No punishment could intensify the shuddering horror with which these lads regarded their own acts, “so different from what I thought it would be”; and yet in ordinary affairs we are well acquainted with the phenomenon. Why we should lose sight of it when a crime has been committed and we are seeking to unravel the causes is a mystery. Know right from wrong? Yes, and conceive the whole matter wrongly. This state of mind is not peculiar to the criminal, and may sometimes be present in those who take upon themselves to judge and condemn him.

In early life a lad is not only more liable to go astray, but having fallen it is more difficult for him to recover. He is more impressionable, and the impression of his crime and of the way in which he has been treated stands in his way. He has no record of experience behind it to which his memory can turn and by which he can be helped to seek the right road when he leaves prison. “Learn young, learn fair,” is as true of crime as of other things.

At the opposite end of the path of life a special cause of crime is degeneration of the physical or mental powers.
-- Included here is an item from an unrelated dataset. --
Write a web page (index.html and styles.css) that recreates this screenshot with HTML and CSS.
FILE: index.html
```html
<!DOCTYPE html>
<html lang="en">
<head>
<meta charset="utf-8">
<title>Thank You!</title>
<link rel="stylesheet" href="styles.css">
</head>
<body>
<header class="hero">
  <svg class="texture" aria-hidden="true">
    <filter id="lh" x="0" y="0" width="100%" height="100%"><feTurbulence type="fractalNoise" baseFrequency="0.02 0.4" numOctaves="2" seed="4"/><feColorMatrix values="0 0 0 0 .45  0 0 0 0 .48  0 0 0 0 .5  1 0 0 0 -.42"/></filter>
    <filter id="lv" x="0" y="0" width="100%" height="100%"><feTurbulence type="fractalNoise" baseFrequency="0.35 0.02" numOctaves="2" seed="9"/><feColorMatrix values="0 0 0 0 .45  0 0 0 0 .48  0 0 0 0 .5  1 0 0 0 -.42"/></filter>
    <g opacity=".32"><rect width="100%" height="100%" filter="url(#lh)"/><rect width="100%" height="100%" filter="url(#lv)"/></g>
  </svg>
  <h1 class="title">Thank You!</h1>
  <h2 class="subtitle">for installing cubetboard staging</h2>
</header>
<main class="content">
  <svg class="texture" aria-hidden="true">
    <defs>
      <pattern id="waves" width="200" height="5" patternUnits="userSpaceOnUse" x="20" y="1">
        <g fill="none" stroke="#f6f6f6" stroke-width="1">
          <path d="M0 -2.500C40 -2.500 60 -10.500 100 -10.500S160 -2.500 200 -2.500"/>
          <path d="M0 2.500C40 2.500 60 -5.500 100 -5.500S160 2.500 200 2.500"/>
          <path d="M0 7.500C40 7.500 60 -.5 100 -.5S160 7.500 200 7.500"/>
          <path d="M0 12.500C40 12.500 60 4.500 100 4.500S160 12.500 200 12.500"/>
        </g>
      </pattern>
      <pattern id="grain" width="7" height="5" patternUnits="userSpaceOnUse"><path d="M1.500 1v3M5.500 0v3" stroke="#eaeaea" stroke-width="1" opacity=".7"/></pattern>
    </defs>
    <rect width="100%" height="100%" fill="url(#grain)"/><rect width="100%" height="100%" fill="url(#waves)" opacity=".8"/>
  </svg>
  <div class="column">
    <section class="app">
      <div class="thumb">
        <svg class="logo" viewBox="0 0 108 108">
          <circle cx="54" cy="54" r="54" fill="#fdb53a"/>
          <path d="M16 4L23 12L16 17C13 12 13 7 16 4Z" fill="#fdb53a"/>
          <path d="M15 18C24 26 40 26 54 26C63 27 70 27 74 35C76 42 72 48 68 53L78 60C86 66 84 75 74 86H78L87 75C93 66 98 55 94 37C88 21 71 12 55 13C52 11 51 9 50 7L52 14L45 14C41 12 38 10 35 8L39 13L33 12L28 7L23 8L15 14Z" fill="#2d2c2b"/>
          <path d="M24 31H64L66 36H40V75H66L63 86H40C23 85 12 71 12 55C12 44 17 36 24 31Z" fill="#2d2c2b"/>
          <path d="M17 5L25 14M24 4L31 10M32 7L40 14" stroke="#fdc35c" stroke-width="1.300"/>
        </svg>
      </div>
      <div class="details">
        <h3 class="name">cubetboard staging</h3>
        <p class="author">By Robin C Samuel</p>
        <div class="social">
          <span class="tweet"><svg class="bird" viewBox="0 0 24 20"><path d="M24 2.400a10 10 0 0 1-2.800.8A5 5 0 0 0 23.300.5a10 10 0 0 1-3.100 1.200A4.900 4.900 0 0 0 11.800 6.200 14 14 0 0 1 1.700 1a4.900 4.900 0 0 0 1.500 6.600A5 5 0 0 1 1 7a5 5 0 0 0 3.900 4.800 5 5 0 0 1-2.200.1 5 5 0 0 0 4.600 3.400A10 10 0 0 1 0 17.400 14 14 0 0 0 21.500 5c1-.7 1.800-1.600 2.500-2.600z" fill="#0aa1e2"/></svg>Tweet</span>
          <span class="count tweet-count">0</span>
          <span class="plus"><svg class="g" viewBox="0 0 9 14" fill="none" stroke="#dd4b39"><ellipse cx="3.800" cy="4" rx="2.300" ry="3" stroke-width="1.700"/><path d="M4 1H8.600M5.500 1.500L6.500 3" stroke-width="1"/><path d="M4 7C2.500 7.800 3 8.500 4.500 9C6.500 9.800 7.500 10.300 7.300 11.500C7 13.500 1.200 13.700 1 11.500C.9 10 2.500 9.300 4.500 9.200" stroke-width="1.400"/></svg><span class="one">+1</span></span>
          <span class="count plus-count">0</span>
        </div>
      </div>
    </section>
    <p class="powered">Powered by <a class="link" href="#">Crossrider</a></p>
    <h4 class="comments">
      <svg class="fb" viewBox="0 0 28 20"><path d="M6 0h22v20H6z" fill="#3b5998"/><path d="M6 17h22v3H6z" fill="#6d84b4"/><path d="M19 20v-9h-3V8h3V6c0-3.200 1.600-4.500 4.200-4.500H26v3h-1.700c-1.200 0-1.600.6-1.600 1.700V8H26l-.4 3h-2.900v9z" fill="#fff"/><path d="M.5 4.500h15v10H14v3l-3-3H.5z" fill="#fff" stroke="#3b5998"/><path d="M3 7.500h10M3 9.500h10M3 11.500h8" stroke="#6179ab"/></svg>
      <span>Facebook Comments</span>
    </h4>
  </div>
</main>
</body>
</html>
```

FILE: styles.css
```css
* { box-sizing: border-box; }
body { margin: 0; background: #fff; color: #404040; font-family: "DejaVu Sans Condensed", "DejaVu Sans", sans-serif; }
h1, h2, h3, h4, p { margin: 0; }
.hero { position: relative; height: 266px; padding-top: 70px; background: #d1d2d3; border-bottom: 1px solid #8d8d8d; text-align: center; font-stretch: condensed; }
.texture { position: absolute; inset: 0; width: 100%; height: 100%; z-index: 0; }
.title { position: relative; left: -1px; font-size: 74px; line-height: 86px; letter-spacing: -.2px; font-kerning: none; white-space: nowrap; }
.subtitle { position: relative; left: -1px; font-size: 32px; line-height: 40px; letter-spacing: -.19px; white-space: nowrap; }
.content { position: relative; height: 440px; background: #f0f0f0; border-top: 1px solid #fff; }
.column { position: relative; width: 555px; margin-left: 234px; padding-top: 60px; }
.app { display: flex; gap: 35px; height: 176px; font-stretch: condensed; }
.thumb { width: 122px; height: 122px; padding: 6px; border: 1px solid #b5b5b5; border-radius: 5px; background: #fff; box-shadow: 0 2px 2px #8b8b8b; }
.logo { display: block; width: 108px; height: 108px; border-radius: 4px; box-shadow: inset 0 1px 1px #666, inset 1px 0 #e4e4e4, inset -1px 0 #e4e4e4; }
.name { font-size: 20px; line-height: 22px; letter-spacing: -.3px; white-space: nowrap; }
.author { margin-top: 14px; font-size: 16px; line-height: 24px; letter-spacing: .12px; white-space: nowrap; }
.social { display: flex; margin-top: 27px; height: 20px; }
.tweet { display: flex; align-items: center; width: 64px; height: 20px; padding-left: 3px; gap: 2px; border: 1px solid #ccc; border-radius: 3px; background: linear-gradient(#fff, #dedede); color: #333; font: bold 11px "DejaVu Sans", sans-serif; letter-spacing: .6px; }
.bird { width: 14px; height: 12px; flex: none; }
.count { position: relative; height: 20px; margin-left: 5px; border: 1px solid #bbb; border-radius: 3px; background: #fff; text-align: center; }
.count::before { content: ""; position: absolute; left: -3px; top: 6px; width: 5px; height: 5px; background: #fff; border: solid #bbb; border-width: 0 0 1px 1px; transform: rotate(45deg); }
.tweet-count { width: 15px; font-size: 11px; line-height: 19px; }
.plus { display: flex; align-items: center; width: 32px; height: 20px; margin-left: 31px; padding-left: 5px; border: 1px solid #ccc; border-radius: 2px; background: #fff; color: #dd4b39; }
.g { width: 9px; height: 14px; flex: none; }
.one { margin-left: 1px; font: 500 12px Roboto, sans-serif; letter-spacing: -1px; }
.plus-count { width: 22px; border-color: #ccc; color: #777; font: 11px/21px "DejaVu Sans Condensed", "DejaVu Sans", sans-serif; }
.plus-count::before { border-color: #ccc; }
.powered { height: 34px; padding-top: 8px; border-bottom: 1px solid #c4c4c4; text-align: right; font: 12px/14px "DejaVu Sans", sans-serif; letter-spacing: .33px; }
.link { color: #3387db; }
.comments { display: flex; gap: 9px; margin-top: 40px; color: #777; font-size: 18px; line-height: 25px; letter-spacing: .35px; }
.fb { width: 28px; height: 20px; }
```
In the first case the man may become destitute and forced into criminal courses in order to gain a living. In the latter case he may develop tendencies and commit certain offences that are quite at variance with his former conduct.

As a result of senile changes in body and mind some old men offend against the law. When the condition is marked they are dealt with for it, but in some cases it is only suspected and is not capable of proof. It is simply a question of whether they should be sent to prison or to a lunatic asylum.